ON SCREEN from
"Insecta," from the March 2019 issue, "A Modern Bestiary"
By Allison Palenske, contributor
The human relationship with insects is a complicated one, full of misconceptions and mismanagement of this incredibly diverse group of creatures. For hundreds of years scientists have been trying to better understand the insect world, often in order to classify the species as friend or foe to human existence.
Insecta is a five-minute experimental film created from a combination of archival audio and video, laboratory photography of magnified insect specimens, and sound recordings of chirps, buzzes, and hisses. Filmmaker Ramey Newell has layered these materials to create a work that reflects the complexity of this human-to-nonhuman relationship.
The film begins with a succession of images in which the viewer is looking eye-to-eye with the insects - their textures and markings appear in stunning detail. Footage of insects moving through their natural habitats follows, with a narration drawing attention to the otherworldliness of these creatures.
As the film progresses there is a growing unease stemming from a change in direction of the narration, with declarations that insects are the “greatest rivals” to humans and claims that “we may never eradicate a single species of insect from this earth, but we will hold the upper hand.” This commentary reveals many of the ideas held about insects in the mid-20th century, a time when insects were often depicted as the beastly antagonists in “big bug” sci-fi films and were seen as a force to be exterminated by the human race.

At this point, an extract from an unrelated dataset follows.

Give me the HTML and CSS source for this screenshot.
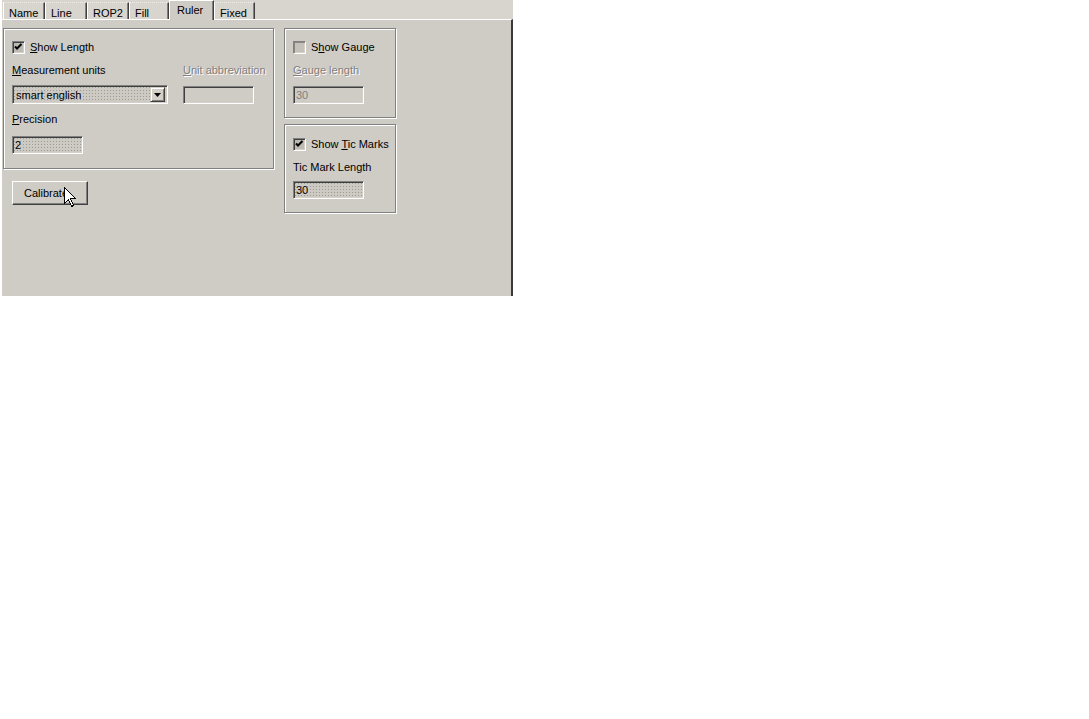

Recent concerns of the scientific community have diverged dramatically from this way of thinking. A paper published earlier this year on the worldwide decline of the entomofauna spurred lively debate on the severity and nuances of this issue, however many scientists agree that loss of habitat, intensive agricultural practices, and climate change have caused a loss of biodiversity amongst insect species. Research also suggests that a decline in the diversity of insect species is likely to cause detrimental effects to the survival of humankind. It is now understood that many insect species provide integral ecological functions, the evolved complexity of their physical forms reflecting the specialized niches that they fill.
Because of the scale of magnification used in portraying these insects, the visuals used in the film could easily instill a sense of trepidation or paranoia, with specimens appearing as indestructible alien organisms. However, the combination of the visuals with the narration tempts viewers to cross the fine line between fear and fascination of these creatures. This tension provokes further consideration of the role humans have had in attempting to control insect species, and natural systems as a whole.
Insecta is an homage to the insect world, while also problematizing conflicting social attitudes and scientific practices regarding our non-human counterparts. The film provides a captivating amalgamation of past and current cultural biases toward these species and actively engages in the current debate of understanding the implications of human activities on the future of our planet.